Capitalism might be flexible and self-replicating, but it will also fight fiercely for its survival, its ability to continue exploiting the many in favor of the few, chewing up more and more of our precious ecosystem, its greed barely held in check by weak laws, compromised lawmakers and a distracted populace.
Bastani feels that through some magical influx of abundance, capitalism will become a victim of its own success and be transformed into an economic system that better serves the common good.
I wish that were the case but fear his timeline renders his solutions, fanciful or not, moot. Our plight as a species must take precedence over capitalist wet dreams. We need to act today to save our living, breathing planet, not wait decades for dubious technological fixes.
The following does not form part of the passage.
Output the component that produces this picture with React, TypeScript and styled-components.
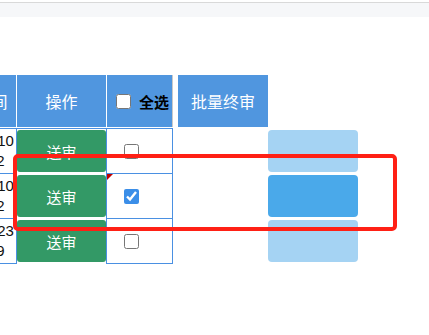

And I shouldn’t have to say this but the solution won’t come from without, but within.
It starts with us. Speaking and acting collectively. Reforming when possible, revolting when necessary. Putting aside our differences, shouting in one voice, a deafening, prolonged clamor that can’t be, won’t be ignored. Demanding a sustainable, equitable, ethical future, one worth the blood, sweat and tears that will undoubtedly be shed in the course of bringing it to fruition.
It can be a somber, sobering process, this kind of self-evaluation, and, inevitably, I get around to my writing.
Thirty years as a professional author and not much of a dent made. Black Dog Press, my imprint (described as a “micro-press” on my Saskatchewan business license) barely scrapes by. It’s no coincidence that I usually publish my titles in the early spring, right after the annual check from the Public Lending Rights folks arrives. It just about pays for each new release.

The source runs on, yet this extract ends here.